The futuristic energy-saving commune will be almost completely self-sustaining – with houses built primarily from straw bales, virtually no artificial heating and recycled rainwater running through the taps.
It will also be the first green living project of its kind to be affordable for ordinary folk – families with a minimum salary of just £16,000 can buy into its new-style shared ownership scheme.
Far from being a hippy-town – as similar schemes have sometimes been branded – the developers say LILAC (Low Impact Living Affordable Community) will be modern housing designed for city-folk – but with a green and affordable theme at its core.
On the UK Co-housing Network website, the creators say they are building "a pioneering, carbon neutral, permanently affordable, sustainable mixed urban housing community".

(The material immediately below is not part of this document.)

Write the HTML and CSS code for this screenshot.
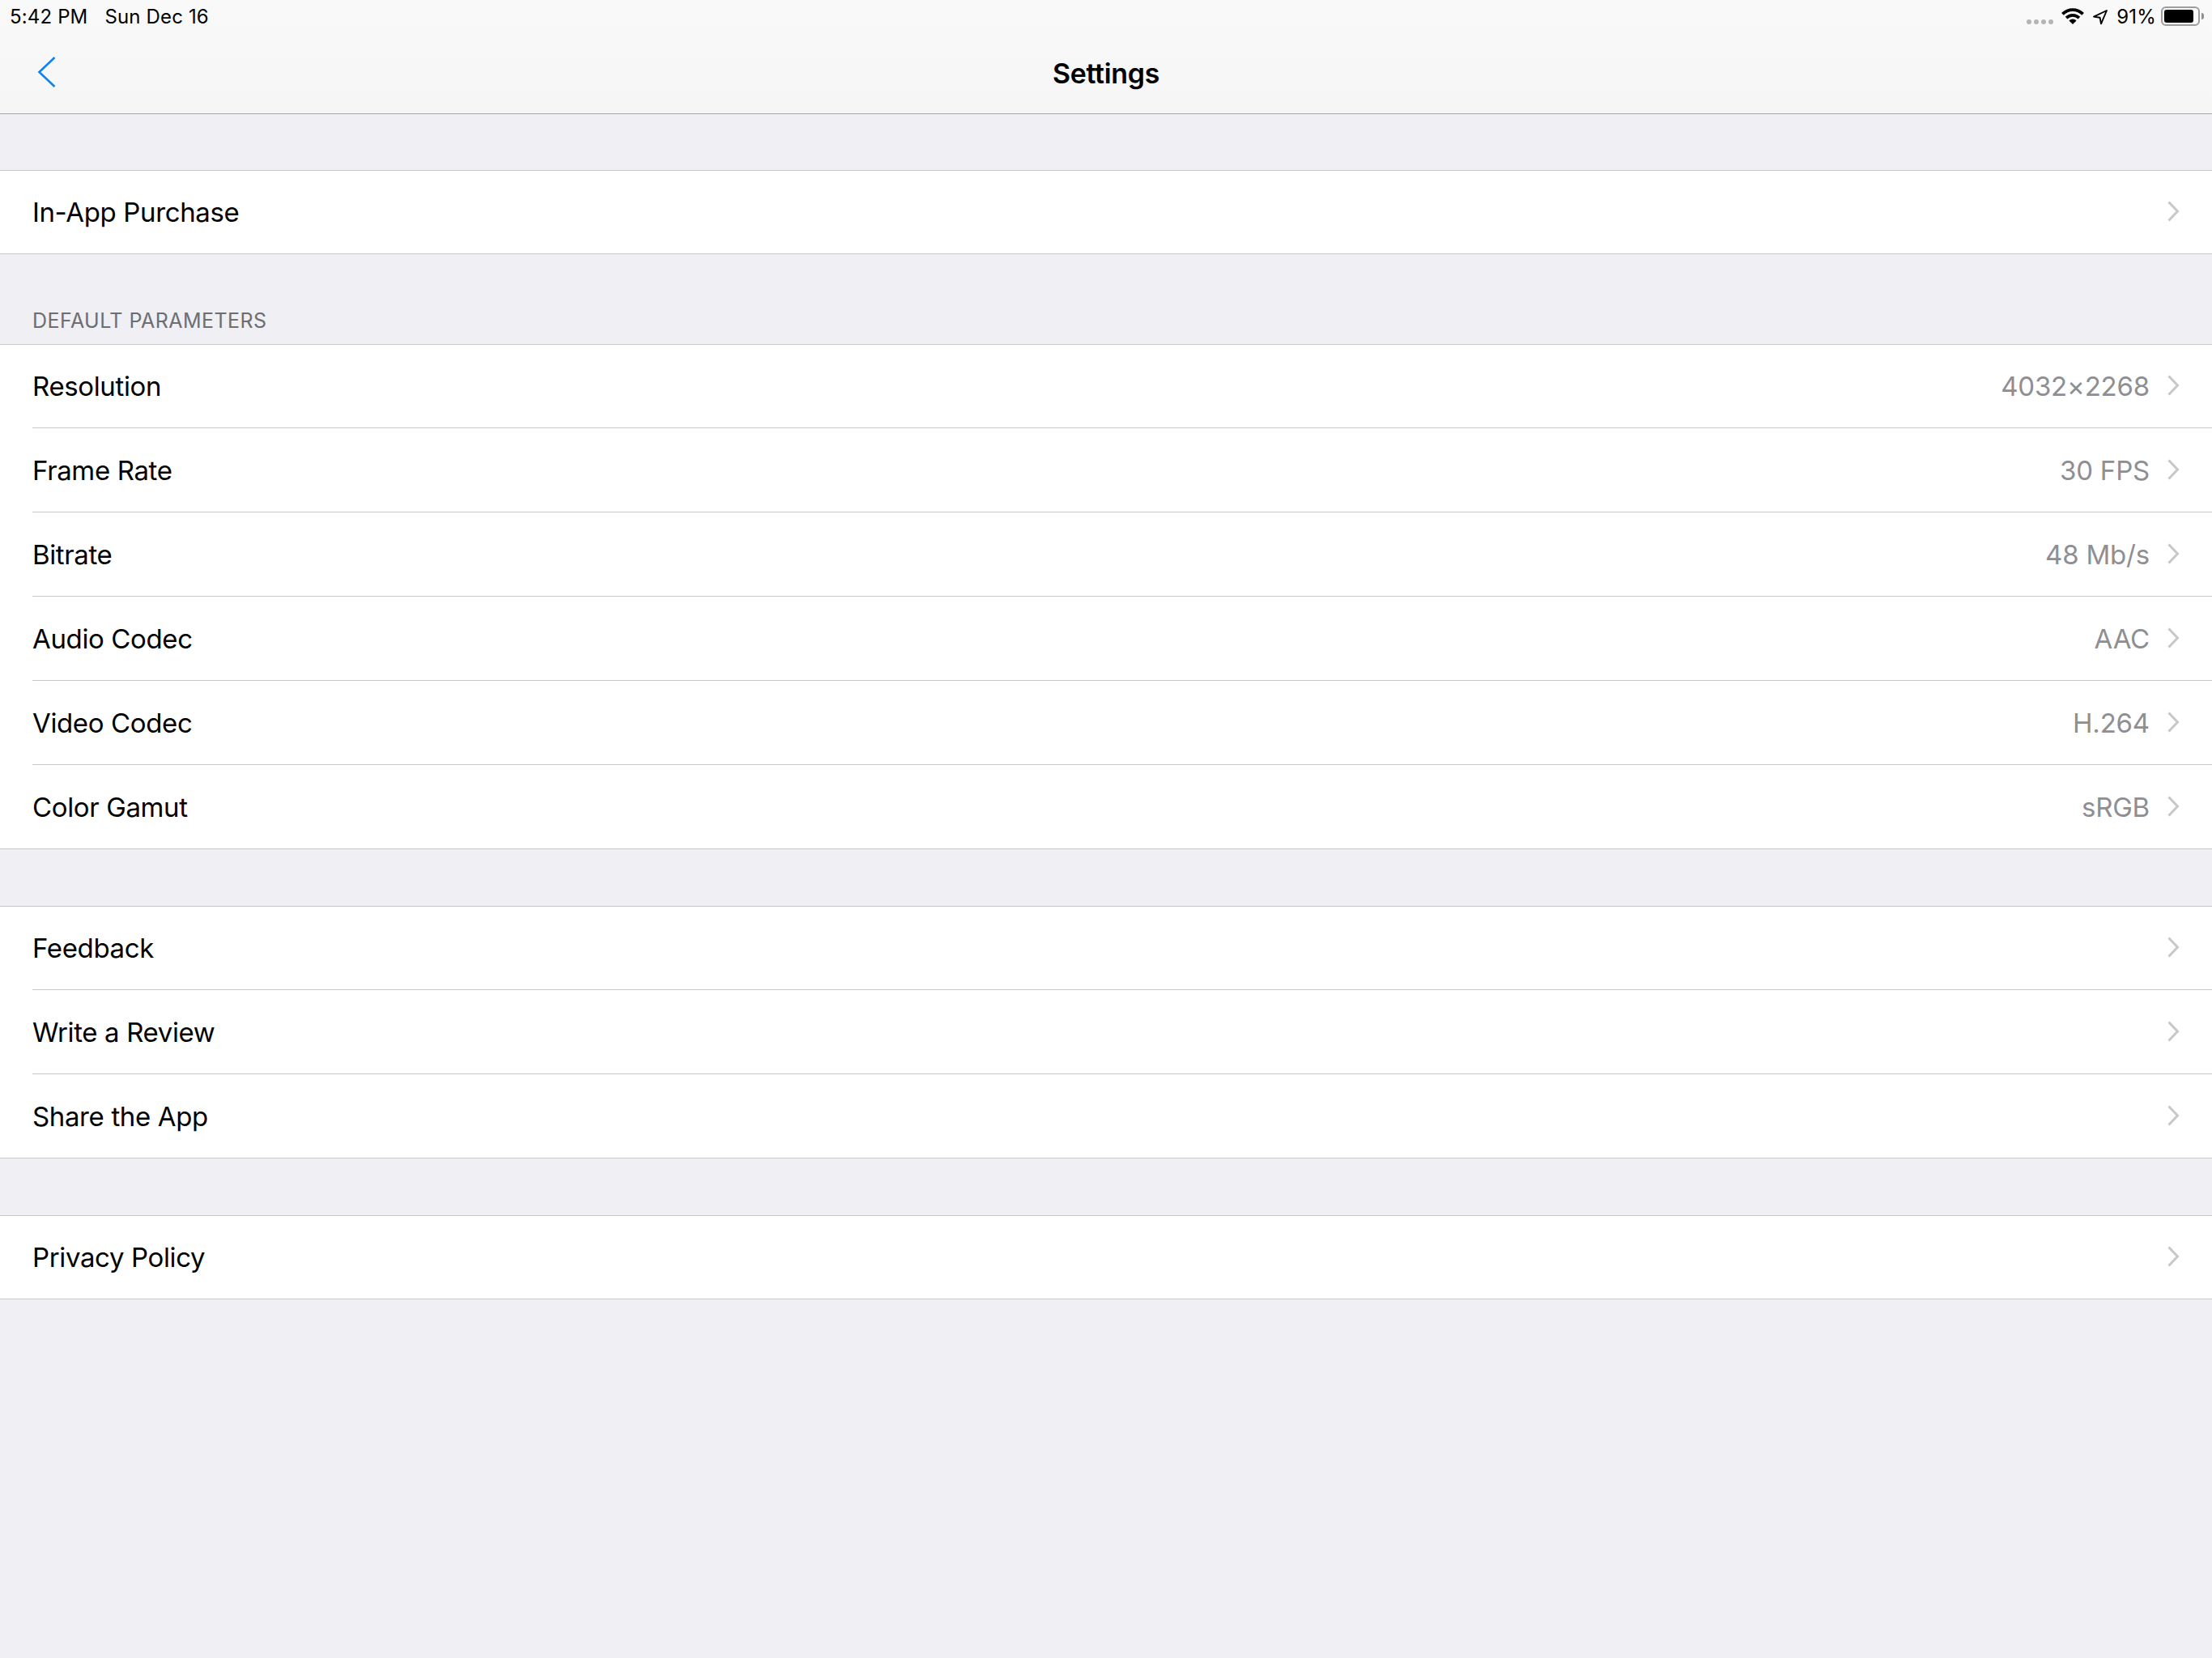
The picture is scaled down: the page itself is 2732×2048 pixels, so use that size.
FILE: index.html
```html
<!DOCTYPE html>
<html lang="en">
<head>
<meta charset="utf-8">
<title>Settings</title>
<link rel="stylesheet" href="styles.css">
</head>
<body>
<header class="top">
  <div class="status">
    <div class="status-left"><span class="time">5:42 PM</span><span class="date">Sun Dec 16</span></div>
    <div class="status-right">
      <div class="dots"><i></i><i></i><i></i><i></i></div>
      <svg class="wifi" width="28" height="20" viewBox="0 0 28 20"><path d="M14 20 9.4 15.4a6.5 6.5 0 0 1 9.2 0Z" fill="#000"/><path d="M6.1 12.1a11.2 11.2 0 0 1 15.8 0" fill="none" stroke="#000" stroke-width="3.8"/><path d="M1.4 7.4a17.8 17.8 0 0 1 25.2 0" fill="none" stroke="#000" stroke-width="3.8"/></svg>
      <svg class="loc" width="20" height="20" viewBox="0 0 20 20"><path d="M18 2 2 9.6l7.6 1.2L11 18.4Z" fill="none" stroke="#000" stroke-width="1.9" stroke-linejoin="round"/></svg>
      <span class="pct">91%</span>
      <div class="battery"><div class="battery-body"><div class="battery-fill"></div></div><div class="battery-cap"></div></div>
    </div>
  </div>
  <nav class="nav">
    <svg class="back" width="24" height="40" viewBox="0 0 24 40"><path d="M21.5 2 2.5 20l19 18" fill="none" stroke="#0a84f0" stroke-width="2.6"/></svg>
    <h1 class="title">Settings</h1>
  </nav>
</header>
<main>
  <section class="group first">
    <div class="row"><span class="label">In-App Purchase</span><svg class="chev" width="18" height="28" viewBox="0 0 18 28"><path d="M4.5 2.5 15.5 14 4.5 25.5" fill="none" stroke="#c7c7cc" stroke-width="3"/></svg></div>
  </section>
  <h2 class="section-title">DEFAULT PARAMETERS</h2>
  <section class="group">
    <div class="row"><span class="label">Resolution</span><span class="value">4032×2268</span><svg class="chev" width="18" height="28" viewBox="0 0 18 28"><path d="M4.5 2.5 15.5 14 4.5 25.5" fill="none" stroke="#c7c7cc" stroke-width="3"/></svg></div>
    <div class="row"><span class="label">Frame Rate</span><span class="value">30 FPS</span><svg class="chev" width="18" height="28" viewBox="0 0 18 28"><path d="M4.5 2.5 15.5 14 4.5 25.5" fill="none" stroke="#c7c7cc" stroke-width="3"/></svg></div>
    <div class="row"><span class="label">Bitrate</span><span class="value">48 Mb/s</span><svg class="chev" width="18" height="28" viewBox="0 0 18 28"><path d="M4.5 2.5 15.5 14 4.5 25.5" fill="none" stroke="#c7c7cc" stroke-width="3"/></svg></div>
    <div class="row"><span class="label">Audio Codec</span><span class="value">AAC</span><svg class="chev" width="18" height="28" viewBox="0 0 18 28"><path d="M4.5 2.5 15.5 14 4.5 25.5" fill="none" stroke="#c7c7cc" stroke-width="3"/></svg></div>
    <div class="row"><span class="label">Video Codec</span><span class="value">H.264</span><svg class="chev" width="18" height="28" viewBox="0 0 18 28"><path d="M4.5 2.5 15.5 14 4.5 25.5" fill="none" stroke="#c7c7cc" stroke-width="3"/></svg></div>
    <div class="row"><span class="label">Color Gamut</span><span class="value">sRGB</span><svg class="chev" width="18" height="28" viewBox="0 0 18 28"><path d="M4.5 2.5 15.5 14 4.5 25.5" fill="none" stroke="#c7c7cc" stroke-width="3"/></svg></div>
  </section>
  <section class="group gap">
    <div class="row"><span class="label">Feedback</span><svg class="chev" width="18" height="28" viewBox="0 0 18 28"><path d="M4.5 2.5 15.5 14 4.5 25.5" fill="none" stroke="#c7c7cc" stroke-width="3"/></svg></div>
    <div class="row"><span class="label">Write a Review</span><svg class="chev" width="18" height="28" viewBox="0 0 18 28"><path d="M4.5 2.5 15.5 14 4.5 25.5" fill="none" stroke="#c7c7cc" stroke-width="3"/></svg></div>
    <div class="row"><span class="label">Share the App</span><svg class="chev" width="18" height="28" viewBox="0 0 18 28"><path d="M4.5 2.5 15.5 14 4.5 25.5" fill="none" stroke="#c7c7cc" stroke-width="3"/></svg></div>
  </section>
  <section class="group gap">
    <div class="row"><span class="label">Privacy Policy</span><svg class="chev" width="18" height="28" viewBox="0 0 18 28"><path d="M4.5 2.5 15.5 14 4.5 25.5" fill="none" stroke="#c7c7cc" stroke-width="3"/></svg></div>
  </section>
</main>
</body>
</html>
```
FILE: styles.css
```css
* { box-sizing: border-box; margin: 0; padding: 0; }
html, body { height: 100%; }
body {
  width: 2732px;
  height: 2048px;
  overflow: hidden;
  background: #efeff4;
  font-family: Inter, "Liberation Sans", sans-serif;
  color: #000;
}
.top {
  height: 141px;
  background: linear-gradient(#f9f9fa, #f6f6f7);
  border-bottom: 1px solid #a8a8aa;
}
.status {
  height: 40px;
  display: flex;
  justify-content: space-between;
  align-items: center;
  padding: 0 10px 0 12px;
  font-size: 24px;
  letter-spacing: 0.15px;
}
.status-left { display: flex; gap: 21px; }
.status-right { display: flex; align-items: center; }
.dots { display: flex; gap: 3px; margin-right: 10px; margin-top: 14px; }
.dots i { width: 6px; height: 6px; border-radius: 50%; background: #b4b4b6; }
.wifi { margin-right: 10px; }
.loc { margin-right: 10px; margin-top: 2px; }
.pct { margin-right: 6px; }
.battery { display: flex; align-items: center; }
.battery-body {
  width: 48px;
  height: 24px;
  border: 2px solid #9d9d9f;
  border-radius: 6px;
  padding: 2px;
}
.battery-fill { height: 100%; width: 91%; background: #000; border-radius: 3px; }
.battery-cap { width: 3px; height: 8px; margin-left: 2px; background: #8f8f91; border-radius: 0 3px 3px 0; }
.nav {
  height: 100px;
  display: flex;
  align-items: center;
  justify-content: center;
  position: relative;
}
.back { position: absolute; left: 46px; top: 29px; }
.title { font-size: 34px; font-weight: 600; letter-spacing: -0.35px; }
.group { background: #fff; border-top: 1px solid #c8c7cc; }
.first { margin-top: 69px; }
.gap { margin-top: 70px; }
.section-title {
  height: 111px;
  padding: 0 40px 14px;
  display: flex;
  align-items: flex-end;
  font-size: 25px;
  font-weight: 400;
  color: #6d6d72;
  letter-spacing: 0.45px;
}
.row {
  height: 104px;
  display: flex;
  align-items: center;
  padding: 0 40px;
  position: relative;
}
.row:first-child { height: 103px; padding-bottom: 2px; }
.row::after {
  content: "";
  position: absolute;
  left: 40px;
  right: 0;
  bottom: 0;
  height: 1px;
  background: #c8c7cc;
}
.row:last-child::after { left: 0; }
.label { font-size: 33px; letter-spacing: -0.37px; flex: 1; }
.value { font-size: 33px; letter-spacing: -0.2px; color: #8e8e93; margin-right: 19px; }
.chev { flex: none; margin-bottom: 2px; }
```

If the idea takes off in Leeds, they hope it will be replicated across the country.
Alan Thornton, director of LILAC, which was formerly known as the Leeds Eco-Village, said the plan would cut energy consumption by a "massive amount".
He added: "Having something like this in an urban area is particularly rare.
Certainly in Leeds and Yorkshire, there’s nothing like it.
“We believe that cities are sustainable and almost everybody lives in a city, so we want to make sure people can live in sustainable areas.”
Communal
The 20 homes in the LILAC development will be individual units, from one bed flats to four-bedroom houses.
However, there will be communal gardens and some shared resources, including a car-share scheme.
Mr Thornton said bosses were in “advanced negotiations” with Leeds City Council about a location for the project, but confirmed a site in west Leeds had been identified.
Max Comfort, from the UK Co-Housing Network, who lives in the UK’s first co-housing project Springhill in Stroud, Gloucestershire, said the authorities should subsidise more eco-villages or even gift land to green developments.
The LILAC houses will be sold under a Mutual Home Ownership Society structure.
Each family will lease a house from the company and will become an equal shareholder, paying about 35 per cent of their income for their shares.
The value will rise and fall in line with national average incomes, rather than the fluctuating housing market.
There are currently just 10 co-housing communities completed in the UK according to the UK Co-Housing Network’s website, with about 20 in development.
Hundreds of similar communities exist in Denmark as well as over a hundred in the United States, however the vast majority are in rural areas.